### Given data
──────
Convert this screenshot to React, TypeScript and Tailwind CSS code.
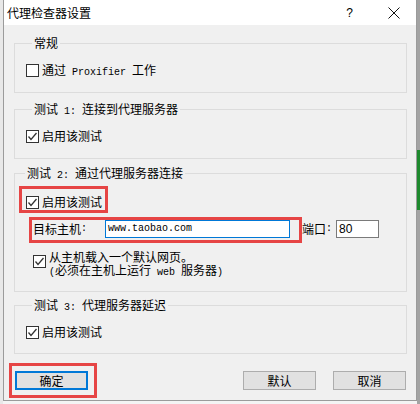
import React from "react";

const mono = "font-['Liberation_Mono',monospace] text-[10px] leading-none";

const CheckBox = ({ checked }: { checked?: boolean }) => (
  <span className="w-[13px] h-[13px] shrink-0 border border-[#333] bg-white flex items-center justify-center">
    {checked && (
      <svg width="11" height="11" viewBox="0 0 11 11">
        <polyline points="1.5,5.5 4,8.5 9.5,2" fill="none" stroke="#333" strokeWidth="1.3" />
      </svg>
    )}
  </span>
);

const CheckRow = ({ checked, children }: { checked?: boolean; children: React.ReactNode }) => (
  <div className="flex items-center h-4 gap-[3px]">
    <CheckBox checked={checked} />
    <span className="leading-4 whitespace-nowrap">{children}</span>
  </div>
);

const Group = ({
  legend,
  className,
  children,
}: {
  legend: React.ReactNode;
  className: string;
  children: React.ReactNode;
}) => (
  <fieldset className={`ml-[10px] mr-[9px] border border-[#dcdcdc] ${className}`}>
    <legend className="ml-[6px] px-[2px] h-4 leading-4 whitespace-nowrap">{legend}</legend>
    {children}
  </fieldset>
);

const Btn = ({ children, primary }: { children: React.ReactNode; primary?: boolean }) => (
  <div
    className={`w-[73px] h-[19px] bg-[#e1e1e1] flex items-center justify-center leading-4 ${
      primary ? "border-2 border-[#0078d7]" : "border border-[#adadad]"
    }`}
  >
    {children}
  </div>
);

export default function App() {
  return (
    <div className="w-[420px] h-[404px] flex overflow-hidden bg-[#f4f4f4] text-[12px] text-black font-['Noto_Sans_CJK_SC',sans-serif]">
      <div className="w-[3px] bg-[#e8e8e8]" />

      {/* dialog */}
      <div className="w-[414px] h-[401px] shrink-0 flex flex-col bg-[#f0f0f0] border-x border-b border-[#9b9b9b]">
        {/* title bar */}
        <div className="h-[25px] shrink-0 bg-white flex items-center pl-[3px] pr-[13px]">
          <span className="leading-4">代理检查器设置</span>
          <span className="ml-auto w-[19px] text-center font-['Liberation_Sans',sans-serif] text-[12px] leading-4">?</span>
          <span className="ml-[25px] w-[19px] flex justify-center">
            <svg width="12" height="12" viewBox="0 0 12 12">
              <path d="M0.5 0.5 L11.5 11.5 M11.5 0.5 L0.5 11.5" stroke="#111" strokeWidth="1" />
            </svg>
          </span>
        </div>

        <Group legend="常规" className="mt-[10px] pl-[11px] pt-[11px] pb-[14px]">
          <CheckRow>
            通过<span className={mono}> Proxifier </span>工作
          </CheckRow>
        </Group>

        <Group
          legend={
            <>
              测试<span className={mono}> 1: </span>连接到代理服务器
            </>
          }
          className="mt-[8px] pl-[11px] pt-[11px] pb-[14px]"
        >
          <CheckRow checked>启用该测试</CheckRow>
        </Group>

        <Group
          legend={
            <>
              测试<span className={mono}> 2: </span>通过代理服务器连接
            </>
          }
          className="mt-[6px] pl-[4px] pt-[5px] pb-[15px]"
        >
          <div className="w-fit border-[3px] border-[#e64545] pl-[4px] pr-[3px] pt-[5px]">
            <CheckRow checked>启用该测试</CheckRow>
          </div>

          <div className="mt-[4px] flex items-start">
            <div className="ml-[10px] flex items-start border-[3px] border-[#e64545] pl-[1px] pr-[9px] pb-[2px]">
              <span className="w-[72px] h-[18px] flex items-center leading-4 whitespace-nowrap">
                目标主机<span className={mono}>:</span>
              </span>
              <div className="w-[185px] h-[18px] border border-[#0078d7] bg-white flex items-center pl-[2px]">
                <span className={mono}>www.taobao.com</span>
              </div>
            </div>
            <span className="mt-[3px] w-[34px] h-[18px] flex items-center leading-4 whitespace-nowrap">
              端口<span className={mono}>:</span>
            </span>
            <div className="mt-[3px] w-[43px] h-[18px] border border-[#7a7a7a] bg-white flex items-center pl-[2px] font-['Liberation_Sans',sans-serif] text-[12px]">
              80
            </div>
          </div>

          <div className="mt-[7px] ml-[14px] flex items-start gap-[3px]">
            <span className="mt-[5px]">
              <CheckBox checked />
            </span>
            <div className="whitespace-nowrap">
              <div className="h-[13px] leading-[13px]">从主机载入一个默认网页。</div>
              <div className="h-[13px] leading-[13px]">
                <span className={mono}>(</span>必须在主机上运行<span className={mono}> web </span>服务器
                <span className={mono}>)</span>
              </div>
            </div>
          </div>
        </Group>

        <Group
          legend={
            <>
              测试<span className={mono}> 3: </span>代理服务器延迟
            </>
          }
          className="mt-[5px] pl-[11px] pt-[11px] pb-[13px]"
        >
          <CheckRow checked>启用该测试</CheckRow>
        </Group>

        {/* buttons */}
        <div className="mt-[9px] flex items-start pl-[5px] pr-[10px]">
          <div className="border-[3px] border-[#e64545] pl-[3px] pr-[6px] py-[5px]">
            <Btn primary>确定</Btn>
          </div>
          <div className="ml-auto mt-[8px]">
            <Btn>默认</Btn>
          </div>
          <div className="ml-[17px] mt-[8px]">
            <Btn>取消</Btn>
          </div>
        </div>
      </div>

      <div className="flex-1 h-[404px] flex flex-col bg-[#a3a3a3]">
        <div className="mt-[150px] h-[60px] bg-[#1e8a2e]" />
      </div>
    </div>
  );
}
──────
### Objective
Omitting all images, print the listing exactly.

### Written response
Convert this screenshot to React, TypeScript and Tailwind CSS code.
import React from "react";

const mono = "font-['Liberation_Mono',monospace] text-[10px] leading-none";

const CheckBox = ({ checked }: { checked?: boolean }) => (
  <span className="w-[13px] h-[13px] shrink-0 border border-[#333] bg-white flex items-center justify-center">
    {checked && (
      <svg width="11" height="11" viewBox="0 0 11 11">
        <polyline points="1.5,5.5 4,8.5 9.5,2" fill="none" stroke="#333" strokeWidth="1.3" />
      </svg>
    )}
  </span>
);

const CheckRow = ({ checked, children }: { checked?: boolean; children: React.ReactNode }) => (
  <div className="flex items-center h-4 gap-[3px]">
    <CheckBox checked={checked} />
    <span className="leading-4 whitespace-nowrap">{children}</span>
  </div>
);

const Group = ({
  legend,
  className,
  children,
}: {
  legend: React.ReactNode;
  className: string;
  children: React.ReactNode;
}) => (
  <fieldset className={`ml-[10px] mr-[9px] border border-[#dcdcdc] ${className}`}>
    <legend className="ml-[6px] px-[2px] h-4 leading-4 whitespace-nowrap">{legend}</legend>
    {children}
  </fieldset>
);

const Btn = ({ children, primary }: { children: React.ReactNode; primary?: boolean }) => (
  <div
    className={`w-[73px] h-[19px] bg-[#e1e1e1] flex items-center justify-center leading-4 ${
      primary ? "border-2 border-[#0078d7]" : "border border-[#adadad]"
    }`}
  >
    {children}
  </div>
);

export default function App() {
  return (
    <div className="w-[420px] h-[404px] flex overflow-hidden bg-[#f4f4f4] text-[12px] text-black font-['Noto_Sans_CJK_SC',sans-serif]">
      <div className="w-[3px] bg-[#e8e8e8]" />

      {/* dialog */}
      <div className="w-[414px] h-[401px] shrink-0 flex flex-col bg-[#f0f0f0] border-x border-b border-[#9b9b9b]">
        {/* title bar */}
        <div className="h-[25px] shrink-0 bg-white flex items-center pl-[3px] pr-[13px]">
          <span className="leading-4">代理检查器设置</span>
          <span className="ml-auto w-[19px] text-center font-['Liberation_Sans',sans-serif] text-[12px] leading-4">?</span>
          <span className="ml-[25px] w-[19px] flex justify-center">
            <svg width="12" height="12" viewBox="0 0 12 12">
              <path d="M0.5 0.5 L11.5 11.5 M11.5 0.5 L0.5 11.5" stroke="#111" strokeWidth="1" />
            </svg>
          </span>
        </div>

        <Group legend="常规" className="mt-[10px] pl-[11px] pt-[11px] pb-[14px]">
          <CheckRow>
            通过<span className={mono}> Proxifier </span>工作
          </CheckRow>
        </Group>

        <Group
          legend={
            <>
              测试<span className={mono}> 1: </span>连接到代理服务器
            </>
          }
          className="mt-[8px] pl-[11px] pt-[11px] pb-[14px]"
        >
          <CheckRow checked>启用该测试</CheckRow>
        </Group>

        <Group
          legend={
            <>
              测试<span className={mono}> 2: </span>通过代理服务器连接
            </>
          }
          className="mt-[6px] pl-[4px] pt-[5px] pb-[15px]"
        >
          <div className="w-fit border-[3px] border-[#e64545] pl-[4px] pr-[3px] pt-[5px]">
            <CheckRow checked>启用该测试</CheckRow>
          </div>

          <div className="mt-[4px] flex items-start">
            <div className="ml-[10px] flex items-start border-[3px] border-[#e64545] pl-[1px] pr-[9px] pb-[2px]">
              <span className="w-[72px] h-[18px] flex items-center leading-4 whitespace-nowrap">
                目标主机<span className={mono}>:</span>
              </span>
              <div className="w-[185px] h-[18px] border border-[#0078d7] bg-white flex items-center pl-[2px]">
                <span className={mono}>www.taobao.com</span>
              </div>
            </div>
            <span className="mt-[3px] w-[34px] h-[18px] flex items-center leading-4 whitespace-nowrap">
              端口<span className={mono}>:</span>
            </span>
            <div className="mt-[3px] w-[43px] h-[18px] border border-[#7a7a7a] bg-white flex items-center pl-[2px] font-['Liberation_Sans',sans-serif] text-[12px]">
              80
            </div>
          </div>

          <div className="mt-[7px] ml-[14px] flex items-start gap-[3px]">
            <span className="mt-[5px]">
              <CheckBox checked />
            </span>
            <div className="whitespace-nowrap">
              <div className="h-[13px] leading-[13px]">从主机载入一个默认网页。</div>
              <div className="h-[13px] leading-[13px]">
                <span className={mono}>(</span>必须在主机上运行<span className={mono}> web </span>服务器
                <span className={mono}>)</span>
              </div>
            </div>
          </div>
        </Group>

        <Group
          legend={
            <>
              测试<span className={mono}> 3: </span>代理服务器延迟
            </>
          }
          className="mt-[5px] pl-[11px] pt-[11px] pb-[13px]"
        >
          <CheckRow checked>启用该测试</CheckRow>
        </Group>

        {/* buttons */}
        <div className="mt-[9px] flex items-start pl-[5px] pr-[10px]">
          <div className="border-[3px] border-[#e64545] pl-[3px] pr-[6px] py-[5px]">
            <Btn primary>确定</Btn>
          </div>
          <div className="ml-auto mt-[8px]">
            <Btn>默认</Btn>
          </div>
          <div className="ml-[17px] mt-[8px]">
            <Btn>取消</Btn>
          </div>
        </div>
      </div>

      <div className="flex-1 h-[404px] flex flex-col bg-[#a3a3a3]">
        <div className="mt-[150px] h-[60px] bg-[#1e8a2e]" />
      </div>
    </div>
  );
}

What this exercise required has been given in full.